Russia’s most widely-known opposition figure and a leading anti-corruption activist, Navalny has repeatedly said Putin and his inner circle are guilty of graft and has successfully tapped into popular anger at the lavish lifestyle led by some of the country’s elite.

Navalny, 40, is currently on trial on fraud charges in a regional Russian city in a case that his supporters say is politically motivated. If convicted, he would be barred from running for public office.

Putin hasn’t said whether he will seek a fourth presidential term in the March 18 election, but he is widely expected to run.

Navalny’s plan to stand for president was widely known but Tuesday’s announcement marks the formal launch of his campaign.

In his program, Navalny said he would push for re-distributing wealth, fighting corruption, greater investment in education and health, political decentralization, judicial reform and a pull-back from involvement in foreign wars.

“It’s time for us to choose not only a person at elections. It’s time to choose between stagnation and a program of development,” Navalny said in his video address.

The development received little coverage by state-owned television stations, which are almost universally pro-Kremlin and how most Russians get their news.

Experts said that Navalny’s decision to launch a campaign was a shrewd political move that put the Kremlin on the back foot.

Announcing his intention to run now means Navalny can pressure authorities into allowing him to officially register his candidacy for the ballot next year, political expert Mikhail Vinogradov, head of the Petersburg Politics fund, said by telephone.

“Now everything that happens in the process going forward won’t happen in a vacuum, but will be an answer [to Navalny’s presidential bid],” political analyst Yekaterina Shulman wrote on Facebook on Tuesday.

Navalny, a trained lawyer, heads the Anti-Corruption Foundation, which publishes extensive exposes about the personal wealth and alleged corruption of Russian officials.
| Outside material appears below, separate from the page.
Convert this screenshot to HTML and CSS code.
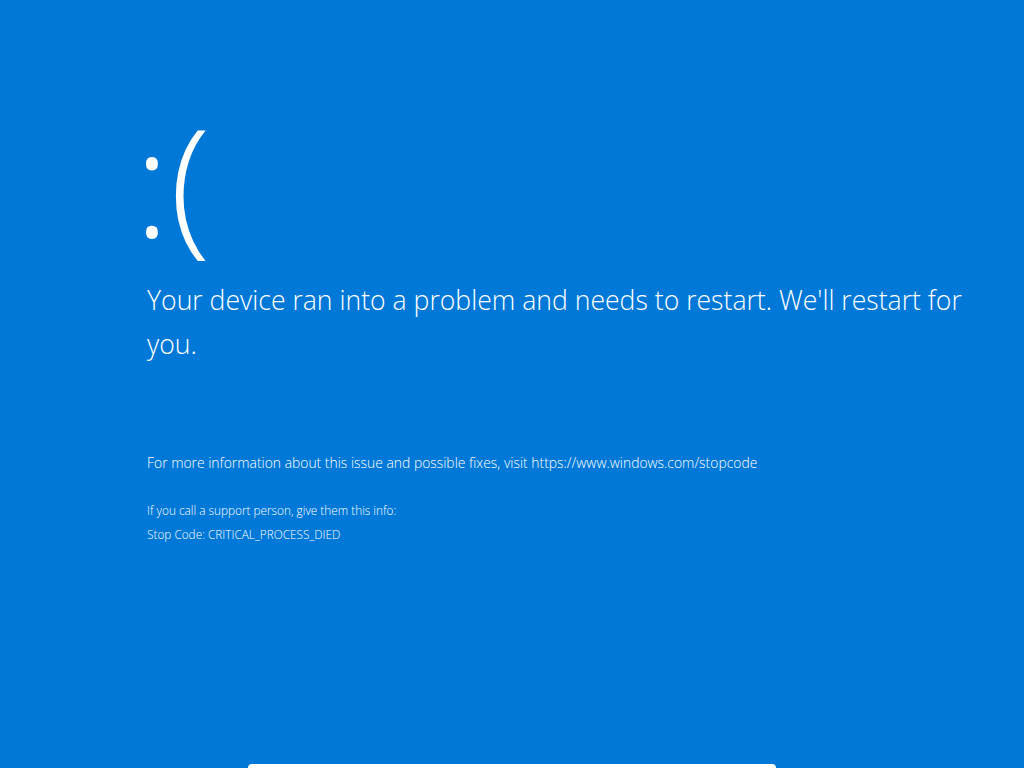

But he has no experience in public office. He shot to prominence with his blog entries about corruption and played a leading role in anti-Putin demonstrations in 2011 and 2012.

In 2013, Navalny organized a crowd-funded campaign to challenge Sergei Sobyanin, the incumbent pro-Putin candidate, in Moscow’s mayoral election. He surprised many observers by finishing in second place with almost 30 percent of the vote.